GIVEN INSTRUCTION: Tally the lines of the data that include the word "this" and state the total, nothing else.

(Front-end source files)
* * *

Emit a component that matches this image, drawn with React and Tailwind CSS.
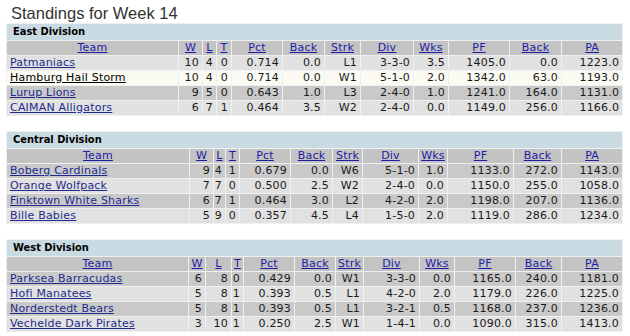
import React from "react";

const headers = ["Team", "W", "L", "T", "Pct", "Back", "Strk", "Div", "Wks", "PF", "Back", "PA"];

const divisions = [
  {
    name: "East Division",
    cols: ["w-[171px]", "w-[23px]", "w-[13px]", "w-[14px]", "w-[50px]", "w-[41px]", "w-[35px]", "w-[52px]", "w-[34px]", "w-[60px]", "w-[51px]", "w-[60px]"],
    rows: [
      ["l", "Patmaniacs", "10", "4", "0", "0.714", "0.0", "L1", "3-3-0", "3.5", "1405.0", "0.0", "1223.0"],
      ["h", "Hamburg Hail Storm", "10", "4", "0", "0.714", "0.0", "W1", "5-1-0", "2.0", "1342.0", "63.0", "1193.0"],
      ["d", "Lurup Lions", "9", "5", "0", "0.643", "1.0", "L3", "2-4-0", "1.0", "1241.0", "164.0", "1131.0"],
      ["l", "CAIMAN Alligators", "6", "7", "1", "0.464", "3.5", "W2", "2-4-0", "0.0", "1149.0", "256.0", "1166.0"],
    ],
  },
  {
    name: "Central Division",
    cols: ["w-[182px]", "w-[23px]", "w-[11px]", "w-[13px]", "w-[50px]", "w-[41px]", "w-[29px]", "w-[55px]", "w-[28px]", "w-[65px]", "w-[47px]", "w-[60px]"],
    rows: [
      ["d", "Boberg Cardinals", "9", "4", "1", "0.679", "0.0", "W6", "5-1-0", "1.0", "1133.0", "272.0", "1143.0"],
      ["l", "Orange Wolfpack", "7", "7", "0", "0.500", "2.5", "W2", "2-4-0", "0.0", "1150.0", "255.0", "1058.0"],
      ["d", "Finktown White Sharks", "6", "7", "1", "0.464", "3.0", "L2", "4-2-0", "2.0", "1198.0", "207.0", "1136.0"],
      ["l", "Bille Babies", "5", "9", "0", "0.357", "4.5", "L4", "1-5-0", "2.0", "1119.0", "286.0", "1234.0"],
    ],
  },
  {
    name: "West Division",
    cols: ["w-[181px]", "w-[16px]", "w-[25px]", "w-[11px]", "w-[50px]", "w-[40px]", "w-[27px]", "w-[55px]", "w-[34px]", "w-[60px]", "w-[45px]", "w-[60px]"],
    rows: [
      ["d", "Parksea Barracudas", "6", "8", "0", "0.429", "0.0", "W1", "3-3-0", "0.0", "1165.0", "240.0", "1181.0"],
      ["l", "Hofi Manatees", "5", "8", "1", "0.393", "0.5", "L1", "4-2-0", "2.0", "1179.0", "226.0", "1225.0"],
      ["d", "Norderstedt Bears", "5", "8", "1", "0.393", "0.5", "L1", "3-2-1", "0.5", "1168.0", "237.0", "1236.0"],
      ["l", "Vechelde Dark Pirates", "3", "10", "1", "0.250", "2.5", "W1", "1-4-1", "0.0", "1090.0", "315.0", "1413.0"],
    ],
  },
];

const rowBg = {
  d: "bg-[#c9c9c9]",
  l: "bg-[#e1e1e1]",
  h: "bg-[#fbfbf3]",
};

const DivisionTable = ({ division }) => (
  <table className="table-fixed border-separate border-spacing-px bg-[#f0f0f0] w-[617px] ml-[6px] text-[11px] leading-[14px] tracking-[0.2px] text-[#1a1a1a]">
    <colgroup>
      {division.cols.map((c, i) => (
        <col key={i} className={c} />
      ))}
    </colgroup>
    <tbody>
      <tr>
        <td colSpan={12} className="h-[16px] p-0 pl-[6px] bg-[#c9dae2] font-bold text-black tracking-normal font-['DejaVu_Sans_Condensed','DejaVu_Sans',sans-serif]">
          {division.name}
        </td>
      </tr>
      <tr>
        {headers.map((h, i) => (
          <td key={i} className="h-[14px] p-0 bg-[#c3c3c3] text-center whitespace-nowrap">
            <a href="#" className="text-[#1c1ca4] underline">{h}</a>
          </td>
        ))}
      </tr>
      {division.rows.map((r) => {
        const [kind, team, ...vals] = r;
        return (
          <tr key={team} className={rowBg[kind]}>
            <td className="h-[14px] p-0 pl-[3px] whitespace-nowrap">
              <a href="#" className={kind === "h" ? "text-black underline" : "text-[#1f2c8c] underline"}>{team}</a>
            </td>
            {vals.map((v, i) => (
              <td key={i} className="h-[14px] p-0 pr-[3px] text-right whitespace-nowrap">
                {v}
              </td>
            ))}
          </tr>
        );
      })}
    </tbody>
  </table>
);

export default function App() {
  return (
    <div className="w-[630px] h-[336px] bg-white overflow-hidden font-['DejaVu_Sans',sans-serif]">
      <div className="h-[23px] pt-[4px] pl-[11px] text-[16.5px] leading-[19px] text-[#333333] font-['Liberation_Sans',Arial,sans-serif]">
        Standings for Week 14
      </div>
      <div className="flex flex-col gap-[15px]">
        {divisions.map((d) => (
          <DivisionTable key={d.name} division={d} />
        ))}
      </div>
    </div>
  );
}
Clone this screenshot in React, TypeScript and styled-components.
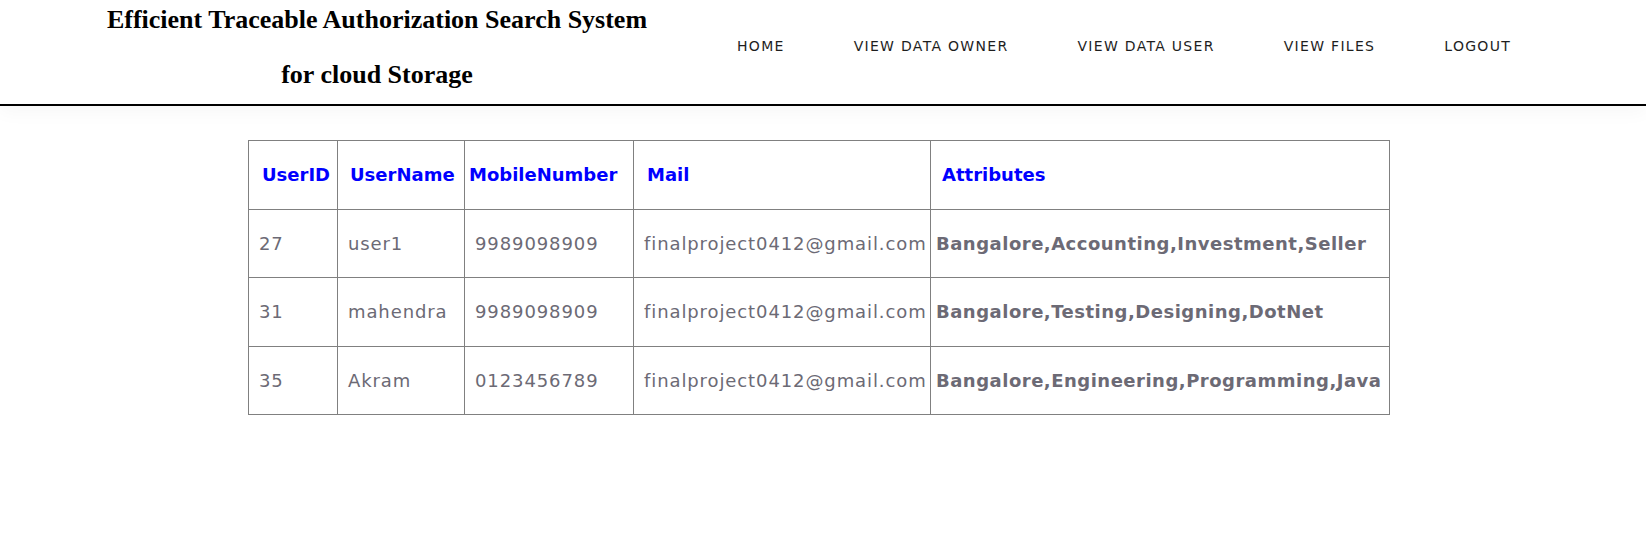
import React from "react";
import styled, { createGlobalStyle } from "styled-components";

const GlobalStyle = createGlobalStyle`
  html, body { margin: 0; padding: 0; background: #ffffff; }
  body { font-family: "DejaVu Sans", "Open Sans", sans-serif; }
`;

const Header = styled.header`
  position: relative;
  z-index: 1;
  display: flex;
  align-items: flex-start;
  height: 104px;
  background: #ffffff;
  border-bottom: 2px solid #000000;
  box-shadow: 0 6px 18px rgba(0, 0, 0, 0.035);
`;

const Title = styled.h1`
  width: 706px;
  margin: 0;
  padding: 6px 0 0 24px;
  font-family: "Liberation Serif", "Times New Roman", serif;
  font-weight: 700;
  font-size: 26px;
  line-height: 27.6px;
  text-align: center;
  color: #000000;
`;

const Nav = styled.nav`
  display: flex;
  gap: 69px;
  margin-left: 7px;
  padding-top: 37px;
`;

const NavLink = styled.a`
  font-family: "DejaVu Sans", "Open Sans", sans-serif;
  font-size: 14px;
  line-height: 18px;
  letter-spacing: 1.3px;
  color: #1e1e1e;
  text-decoration: none;
  text-transform: uppercase;
  white-space: nowrap;
`;

const Main = styled.main`
  padding: 34px 0 0 248px;
`;

const Table = styled.table`
  width: 1141px;
  border-collapse: collapse;
  table-layout: fixed;
`;

const HeadCell = styled.th<{ $pad: number }>`
  height: 67.5px;
  padding: 0 0 0 ${(p) => p.$pad}px;
  border: 1px solid #808080;
  text-align: left;
  vertical-align: middle;
  white-space: nowrap;
  font-family: "DejaVu Sans", sans-serif;
  font-weight: 700;
  font-size: 18px;
  color: #0000ff;
`;

const Cell = styled.td<{ $bold?: boolean; $pad: number }>`
  height: 67.5px;
  padding: 0 0 0 ${(p) => p.$pad}px;
  border: 1px solid #808080;
  vertical-align: middle;
  white-space: nowrap;
  font-family: "DejaVu Sans", sans-serif;
  font-size: 18px;
  font-weight: ${(p) => (p.$bold ? 700 : 400)};
  letter-spacing: ${(p) => (p.$bold ? "0.5px" : "0.9px")};
  color: #6c6a75;
`;

const columns = [
  { label: "UserID", width: 89, headPad: 13 },
  { label: "UserName", width: 127, headPad: 12 },
  { label: "MobileNumber", width: 169, headPad: 4 },
  { label: "Mail", width: 297, headPad: 13 },
  { label: "Attributes", width: 459, headPad: 11 },
];

const rows = [
  ["27", "user1", "9989098909", "finalproject0412@gmail.com", "Bangalore,Accounting,Investment,Seller"],
  ["31", "mahendra", "9989098909", "finalproject0412@gmail.com", "Bangalore,Testing,Designing,DotNet"],
  ["35", "Akram", "0123456789", "finalproject0412@gmail.com", "Bangalore,Engineering,Programming,Java"],
];

const navItems = ["Home", "View Data Owner", "View Data User", "View Files", "Logout"];

export default function App() {
  return (
    <>
      <GlobalStyle />
      <Header>
        <Title>
          Efficient Traceable Authorization Search System
          <br />
          <br />
          for cloud Storage
        </Title>
        <Nav>
          {navItems.map((item) => (
            <NavLink key={item} href="#">
              {item}
            </NavLink>
          ))}
        </Nav>
      </Header>
      <Main>
        <Table>
          <colgroup>
            {columns.map((c) => (
              <col key={c.label} style={{ width: c.width }} />
            ))}
          </colgroup>
          <thead>
            <tr>
              {columns.map((c) => (
                <HeadCell key={c.label} $pad={c.headPad}>
                  {c.label}
                </HeadCell>
              ))}
            </tr>
          </thead>
          <tbody>
            {rows.map((r) => (
              <tr key={r[0]}>
                {r.map((v, i) => (
                  <Cell key={i} $pad={i === 4 ? 5 : 10} $bold={i === 4}>
                    {v}
                  </Cell>
                ))}
              </tr>
            ))}
          </tbody>
        </Table>
      </Main>
    </>
  );
}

* * *

SOLUTION TO THE PROBLEM: 2